• Provided data:
-*-

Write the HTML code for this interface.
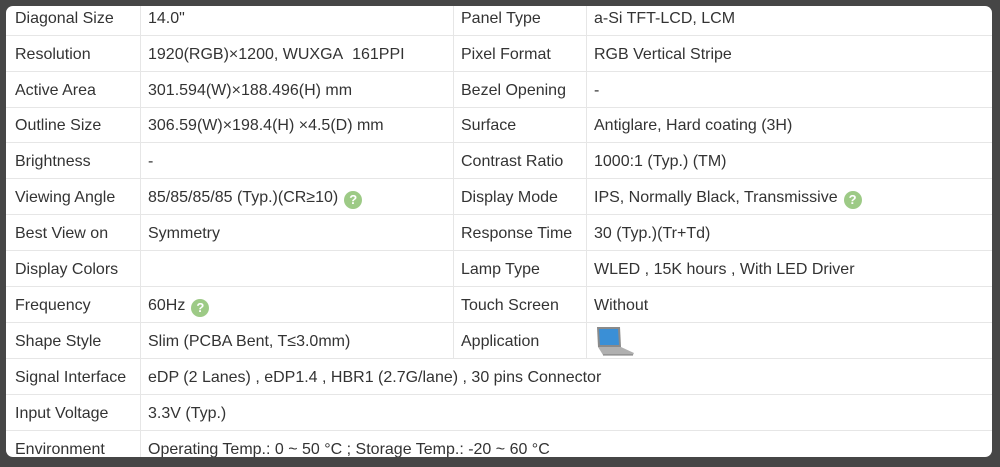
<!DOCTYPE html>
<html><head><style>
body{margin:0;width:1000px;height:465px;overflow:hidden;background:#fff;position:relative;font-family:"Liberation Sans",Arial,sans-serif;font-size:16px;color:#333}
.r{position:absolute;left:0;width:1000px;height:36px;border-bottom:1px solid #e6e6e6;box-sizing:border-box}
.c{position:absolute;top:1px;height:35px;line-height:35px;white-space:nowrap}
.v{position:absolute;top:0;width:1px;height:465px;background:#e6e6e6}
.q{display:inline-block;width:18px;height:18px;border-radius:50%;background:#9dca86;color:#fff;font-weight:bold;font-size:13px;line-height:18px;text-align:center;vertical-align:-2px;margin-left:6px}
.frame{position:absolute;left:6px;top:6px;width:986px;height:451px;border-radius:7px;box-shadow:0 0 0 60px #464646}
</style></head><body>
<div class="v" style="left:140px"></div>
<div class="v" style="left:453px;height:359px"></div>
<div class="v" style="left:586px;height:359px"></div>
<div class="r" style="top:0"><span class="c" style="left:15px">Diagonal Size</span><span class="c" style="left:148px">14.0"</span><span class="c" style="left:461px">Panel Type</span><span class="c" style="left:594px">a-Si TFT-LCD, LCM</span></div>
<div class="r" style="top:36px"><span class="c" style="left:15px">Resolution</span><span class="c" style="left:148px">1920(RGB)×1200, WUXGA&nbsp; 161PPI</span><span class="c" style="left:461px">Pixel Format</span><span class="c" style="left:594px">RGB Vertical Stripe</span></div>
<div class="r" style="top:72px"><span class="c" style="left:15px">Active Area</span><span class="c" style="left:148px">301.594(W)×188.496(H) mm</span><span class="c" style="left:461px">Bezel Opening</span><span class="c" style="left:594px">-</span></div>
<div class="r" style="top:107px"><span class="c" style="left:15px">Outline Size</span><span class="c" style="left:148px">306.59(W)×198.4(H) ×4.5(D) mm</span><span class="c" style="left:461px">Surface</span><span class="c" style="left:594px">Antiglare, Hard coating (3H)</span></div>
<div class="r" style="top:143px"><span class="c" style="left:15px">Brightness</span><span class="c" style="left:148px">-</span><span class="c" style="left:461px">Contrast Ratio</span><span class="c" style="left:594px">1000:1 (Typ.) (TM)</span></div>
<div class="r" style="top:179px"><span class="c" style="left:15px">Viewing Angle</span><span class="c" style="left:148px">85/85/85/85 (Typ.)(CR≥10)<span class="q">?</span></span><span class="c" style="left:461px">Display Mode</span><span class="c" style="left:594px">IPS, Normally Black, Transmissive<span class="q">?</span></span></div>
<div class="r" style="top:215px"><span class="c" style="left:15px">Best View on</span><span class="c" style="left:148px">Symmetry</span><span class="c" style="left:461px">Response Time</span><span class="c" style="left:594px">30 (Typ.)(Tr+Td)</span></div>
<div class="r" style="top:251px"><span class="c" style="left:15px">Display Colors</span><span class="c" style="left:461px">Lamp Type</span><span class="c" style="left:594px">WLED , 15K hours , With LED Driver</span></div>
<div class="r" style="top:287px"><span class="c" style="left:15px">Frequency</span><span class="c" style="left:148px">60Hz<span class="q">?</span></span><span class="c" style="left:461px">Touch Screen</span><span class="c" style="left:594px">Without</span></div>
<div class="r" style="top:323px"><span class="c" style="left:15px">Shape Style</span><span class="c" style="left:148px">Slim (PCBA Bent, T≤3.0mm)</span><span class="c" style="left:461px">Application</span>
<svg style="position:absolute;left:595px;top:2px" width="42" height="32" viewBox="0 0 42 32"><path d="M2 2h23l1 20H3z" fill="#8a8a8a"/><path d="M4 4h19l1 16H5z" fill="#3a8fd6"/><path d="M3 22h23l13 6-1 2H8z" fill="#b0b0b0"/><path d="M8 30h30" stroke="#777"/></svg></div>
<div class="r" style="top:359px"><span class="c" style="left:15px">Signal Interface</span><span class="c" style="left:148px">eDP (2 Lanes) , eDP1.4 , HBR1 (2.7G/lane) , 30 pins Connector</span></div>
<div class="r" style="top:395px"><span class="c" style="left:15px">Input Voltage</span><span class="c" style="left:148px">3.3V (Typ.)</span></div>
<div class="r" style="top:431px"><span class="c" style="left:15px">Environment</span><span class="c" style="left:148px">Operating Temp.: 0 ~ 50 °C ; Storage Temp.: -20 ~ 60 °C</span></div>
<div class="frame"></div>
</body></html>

-*-

• Requirement: Give back every line exactly as it stands, pictures excluded.

• The solution:
Write the HTML code for this interface.
<!DOCTYPE html>
<html><head><style>
body{margin:0;width:1000px;height:465px;overflow:hidden;background:#fff;position:relative;font-family:"Liberation Sans",Arial,sans-serif;font-size:16px;color:#333}
.r{position:absolute;left:0;width:1000px;height:36px;border-bottom:1px solid #e6e6e6;box-sizing:border-box}
.c{position:absolute;top:1px;height:35px;line-height:35px;white-space:nowrap}
.v{position:absolute;top:0;width:1px;height:465px;background:#e6e6e6}
.q{display:inline-block;width:18px;height:18px;border-radius:50%;background:#9dca86;color:#fff;font-weight:bold;font-size:13px;line-height:18px;text-align:center;vertical-align:-2px;margin-left:6px}
.frame{position:absolute;left:6px;top:6px;width:986px;height:451px;border-radius:7px;box-shadow:0 0 0 60px #464646}
</style></head><body>
<div class="v" style="left:140px"></div>
<div class="v" style="left:453px;height:359px"></div>
<div class="v" style="left:586px;height:359px"></div>
<div class="r" style="top:0"><span class="c" style="left:15px">Diagonal Size</span><span class="c" style="left:148px">14.0"</span><span class="c" style="left:461px">Panel Type</span><span class="c" style="left:594px">a-Si TFT-LCD, LCM</span></div>
<div class="r" style="top:36px"><span class="c" style="left:15px">Resolution</span><span class="c" style="left:148px">1920(RGB)×1200, WUXGA&nbsp; 161PPI</span><span class="c" style="left:461px">Pixel Format</span><span class="c" style="left:594px">RGB Vertical Stripe</span></div>
<div class="r" style="top:72px"><span class="c" style="left:15px">Active Area</span><span class="c" style="left:148px">301.594(W)×188.496(H) mm</span><span class="c" style="left:461px">Bezel Opening</span><span class="c" style="left:594px">-</span></div>
<div class="r" style="top:107px"><span class="c" style="left:15px">Outline Size</span><span class="c" style="left:148px">306.59(W)×198.4(H) ×4.5(D) mm</span><span class="c" style="left:461px">Surface</span><span class="c" style="left:594px">Antiglare, Hard coating (3H)</span></div>
<div class="r" style="top:143px"><span class="c" style="left:15px">Brightness</span><span class="c" style="left:148px">-</span><span class="c" style="left:461px">Contrast Ratio</span><span class="c" style="left:594px">1000:1 (Typ.) (TM)</span></div>
<div class="r" style="top:179px"><span class="c" style="left:15px">Viewing Angle</span><span class="c" style="left:148px">85/85/85/85 (Typ.)(CR≥10)<span class="q">?</span></span><span class="c" style="left:461px">Display Mode</span><span class="c" style="left:594px">IPS, Normally Black, Transmissive<span class="q">?</span></span></div>
<div class="r" style="top:215px"><span class="c" style="left:15px">Best View on</span><span class="c" style="left:148px">Symmetry</span><span class="c" style="left:461px">Response Time</span><span class="c" style="left:594px">30 (Typ.)(Tr+Td)</span></div>
<div class="r" style="top:251px"><span class="c" style="left:15px">Display Colors</span><span class="c" style="left:461px">Lamp Type</span><span class="c" style="left:594px">WLED , 15K hours , With LED Driver</span></div>
<div class="r" style="top:287px"><span class="c" style="left:15px">Frequency</span><span class="c" style="left:148px">60Hz<span class="q">?</span></span><span class="c" style="left:461px">Touch Screen</span><span class="c" style="left:594px">Without</span></div>
<div class="r" style="top:323px"><span class="c" style="left:15px">Shape Style</span><span class="c" style="left:148px">Slim (PCBA Bent, T≤3.0mm)</span><span class="c" style="left:461px">Application</span>
<svg style="position:absolute;left:595px;top:2px" width="42" height="32" viewBox="0 0 42 32"><path d="M2 2h23l1 20H3z" fill="#8a8a8a"/><path d="M4 4h19l1 16H5z" fill="#3a8fd6"/><path d="M3 22h23l13 6-1 2H8z" fill="#b0b0b0"/><path d="M8 30h30" stroke="#777"/></svg></div>
<div class="r" style="top:359px"><span class="c" style="left:15px">Signal Interface</span><span class="c" style="left:148px">eDP (2 Lanes) , eDP1.4 , HBR1 (2.7G/lane) , 30 pins Connector</span></div>
<div class="r" style="top:395px"><span class="c" style="left:15px">Input Voltage</span><span class="c" style="left:148px">3.3V (Typ.)</span></div>
<div class="r" style="top:431px"><span class="c" style="left:15px">Environment</span><span class="c" style="left:148px">Operating Temp.: 0 ~ 50 °C ; Storage Temp.: -20 ~ 60 °C</span></div>
<div class="frame"></div>
</body></html>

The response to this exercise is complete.